Ronia has to deal with her parents’ marriage ending, and both of them finding new partners. It would be a lot for anyone, and I think overall she has been a trouper, but there is certainly a healthy dose of whining and inopportune peeing these days.

So this weekend was kind of a test run, to see how we’d do for a big chunk of time together. She and her aunt met us in the park for a picnic lunch. I had packed a special container of noodles with cheese for Ronia, and some picture books. She immediately asked me to read her some of the stories, and seemed to really like the ones I had chosen (thanks, PJ Library!) but disaster struck a half hour later when we discovered she had been so absorbed in the stories she hadn’t told us she needed to pee. We had no spare dresses with us at the park, so she had to just run around and dry off.

In the playground later that afternoon she happily climbed and swung around, and I stood nearby so she could grab onto me when she got scared. I watched other parents with their kids and wondered if they read me as Ronia’s mother. How…odd. Later Ronia had a brief freak out when we told her she couldn’t go naked in the sprinkler, but eventually she joined the other kids playing in the water. A few hours of this made her a little cranky, and completely exhausted. She asked her aunt to take her home for “a little sleep” so we said goodbye and made plans to meet up with them the next day.

Success, I thought, but Sunday was a lot more of a challenge. In a different park, Ronia once again arrived with her aunt after having her first pedicure. She asked me to read to her again, and ate some more of the noodles leftover from the day before, but when the noodles spilled on the ground she really wanted to eat them off the cement, which we vetoed. To distract her we took her into the playground, but she seemed more intimidated by this playlot, and spent some time just cuddling with her dad on a bench. I sat next to him, and there was a brief three-person-cuddle (documented for posterity by Auntie Maya’s iPhone). Again, it took a little while for Ronia to warm up, but after a bit she ventured out and climbed happily all over the place. I noticed for the second day in a row how tall she is for her age, and how much she looks like her mother. Once again there was a tantrum when we wouldn’t let her go naked in the sprinkler—she is truly a hippy child, preferring to be barefoot, and ideally nude at all times—but this time she was not to be dissuaded, and when we produced a bathing suit for her to wear, decided she’d rather pout.

We left the park to find snacks and head in the general direction of the ride she and Jesse would take home.
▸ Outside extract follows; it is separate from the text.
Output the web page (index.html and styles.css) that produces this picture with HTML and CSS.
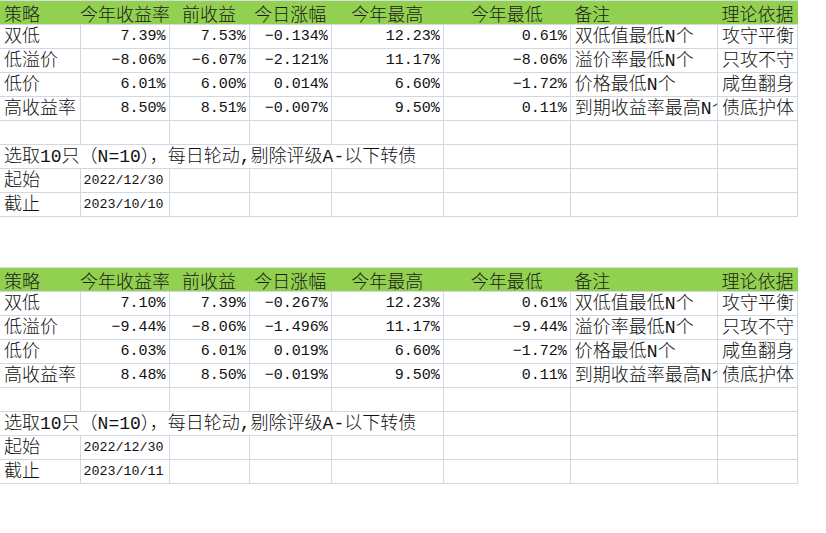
FILE: index.html
```html
<!DOCTYPE html>
<html lang="zh">
<head>
<meta charset="utf-8">
<title>策略</title>
<link rel="stylesheet" href="styles.css">
</head>
<body>
<div class="page">
<table class="sheet">
<colgroup>
<col class="c1"><col class="c2"><col class="c3"><col class="c4"><col class="c5"><col class="c6"><col class="c7"><col class="c8">
</colgroup>
<tr class="head">
<th class="l">策略</th><th>今年收益率</th><th>前收益</th><th>今日涨幅</th><th>今年最高</th><th>今年最低</th><th class="l">备注</th><th class="l">理论依据</th>
</tr>
<tr><td class="txt">双低</td><td class="num">7.39%</td><td class="num">7.53%</td><td class="num">−0.134%</td><td class="num">12.23%</td><td class="num">0.61%</td><td class="txt">双低值最低N个</td><td class="txt">攻守平衡</td></tr>
<tr><td class="txt">低溢价</td><td class="num">−8.06%</td><td class="num">−6.07%</td><td class="num">−2.121%</td><td class="num">11.17%</td><td class="num">−8.06%</td><td class="txt">溢价率最低N个</td><td class="txt">只攻不守</td></tr>
<tr><td class="txt">低价</td><td class="num">6.01%</td><td class="num">6.00%</td><td class="num">0.014%</td><td class="num">6.60%</td><td class="num">−1.72%</td><td class="txt">价格最低N个</td><td class="txt">咸鱼翻身</td></tr>
<tr><td class="txt">高收益率</td><td class="num">8.50%</td><td class="num">8.51%</td><td class="num">−0.007%</td><td class="num">9.50%</td><td class="num">0.11%</td><td class="txt">到期收益率最高N个</td><td class="txt">债底护体</td></tr>
<tr><td></td><td></td><td></td><td></td><td></td><td></td><td></td><td></td></tr>
<tr><td class="txt note" colspan="5">选取10只（N=10），每日轮动,剔除评级A-以下转债</td><td></td><td></td><td></td></tr>
<tr><td class="txt">起始</td><td class="date">2022/12/30</td><td></td><td></td><td></td><td></td><td></td><td></td></tr>
<tr><td class="txt">截止</td><td class="date">2023/10/10</td><td></td><td></td><td></td><td></td><td></td><td></td></tr>
</table>

<table class="sheet second">
<colgroup>
<col class="c1"><col class="c2"><col class="c3"><col class="c4"><col class="c5"><col class="c6"><col class="c7"><col class="c8">
</colgroup>
<tr class="head">
<th class="l">策略</th><th>今年收益率</th><th>前收益</th><th>今日涨幅</th><th>今年最高</th><th>今年最低</th><th class="l">备注</th><th class="l">理论依据</th>
</tr>
<tr><td class="txt">双低</td><td class="num">7.10%</td><td class="num">7.39%</td><td class="num">−0.267%</td><td class="num">12.23%</td><td class="num">0.61%</td><td class="txt">双低值最低N个</td><td class="txt">攻守平衡</td></tr>
<tr><td class="txt">低溢价</td><td class="num">−9.44%</td><td class="num">−8.06%</td><td class="num">−1.496%</td><td class="num">11.17%</td><td class="num">−9.44%</td><td class="txt">溢价率最低N个</td><td class="txt">只攻不守</td></tr>
<tr><td class="txt">低价</td><td class="num">6.03%</td><td class="num">6.01%</td><td class="num">0.019%</td><td class="num">6.60%</td><td class="num">−1.72%</td><td class="txt">价格最低N个</td><td class="txt">咸鱼翻身</td></tr>
<tr><td class="txt">高收益率</td><td class="num">8.48%</td><td class="num">8.50%</td><td class="num">−0.019%</td><td class="num">9.50%</td><td class="num">0.11%</td><td class="txt">到期收益率最高N个</td><td class="txt">债底护体</td></tr>
<tr><td></td><td></td><td></td><td></td><td></td><td></td><td></td><td></td></tr>
<tr><td class="txt note" colspan="5">选取10只（N=10），每日轮动,剔除评级A-以下转债</td><td></td><td></td><td></td></tr>
<tr><td class="txt">起始</td><td class="date">2022/12/30</td><td></td><td></td><td></td><td></td><td></td><td></td></tr>
<tr><td class="txt">截止</td><td class="date">2023/10/11</td><td></td><td></td><td></td><td></td><td></td><td></td></tr>
</table>
</div>
</body>
</html>
```

FILE: styles.css
```css
html, body {
  margin: 0;
  padding: 0;
  background: #ffffff;
}

.page {
  display: flex;
  flex-direction: column;
  gap: 50px;
  padding-top: 0;
}

.sheet {
  border-collapse: collapse;
  table-layout: fixed;
  width: 798px;
  font-family: "Liberation Mono", "Noto Sans CJK SC", monospace;
  font-size: 15px;
  color: #111111;
}

.c1 { width: 80px; }
.c2 { width: 89px; }
.c3 { width: 80px; }
.c4 { width: 82px; }
.c5 { width: 112px; }
.c6 { width: 127px; }
.c7 { width: 147px; }
.c8 { width: 80px; }

.sheet tr {
  height: 24px;
}

.sheet th {
  background: #92d050;
  font-family: "Noto Sans CJK SC", sans-serif;
  font-weight: 300;
  font-size: 18px;
  text-align: center;
  padding: 0;
  border: none;
  border-top: 1px solid #d8dde8;
  border-bottom: 1px solid #d0d7e5;
  white-space: nowrap;
  overflow: hidden;
  line-height: 22px;
  color: #1a1a1a;
}

.sheet th.l {
  text-align: left;
  padding-left: 4px;
}

.sheet td {
  border: 1px solid #d0d7e5;
  padding: 0;
  white-space: nowrap;
  overflow: hidden;
  line-height: 22px;
}

.sheet td:first-child {
  border-left: none;
}

.sheet td.txt {
  font-family: "Liberation Mono", "Noto Sans CJK SC", monospace;
  font-size: 18px;
  font-weight: 300;
  padding-left: 4px;
  text-align: left;
}

.sheet td.note {
  font-size: 18px;
}

.sheet td.num {
  text-align: right;
  padding-right: 3px;
  font-size: 15px;
}

.sheet td.date {
  font-size: 13.33px;
  padding-left: 3px;
}
```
At the Korean restaurant where we picked up noodles she and I had her first real conflict—hungry and whiny she threw a noodle at me, and, I think, called me stupid. I wasn’t sure she said it, but found myself responding, “Did you just call me stupid?” Jesse tried to mediate, and I quietly hated myself, for getting into a fight with a 3-year-old, and for worrying what Jesse was thinking of my reaction. Ronia’s freak out wound down—it turns out I can distract her from pretty much anything by offering to read to her—but when we got ready to go I suggested they make another potty run, and she refused. I thought, “If she were my kid I would damn the tantrum and take her to the bathroom anyway. There’s no way she’s making it three hours without peeing.”

But she isn’t my kid. And I’m still learning now to navigate my role. So I walked them to their ride home, wondering how I’d done as a parent-in-training. Later Jesse texted to tell me Ronia had an accident just as they arrived home.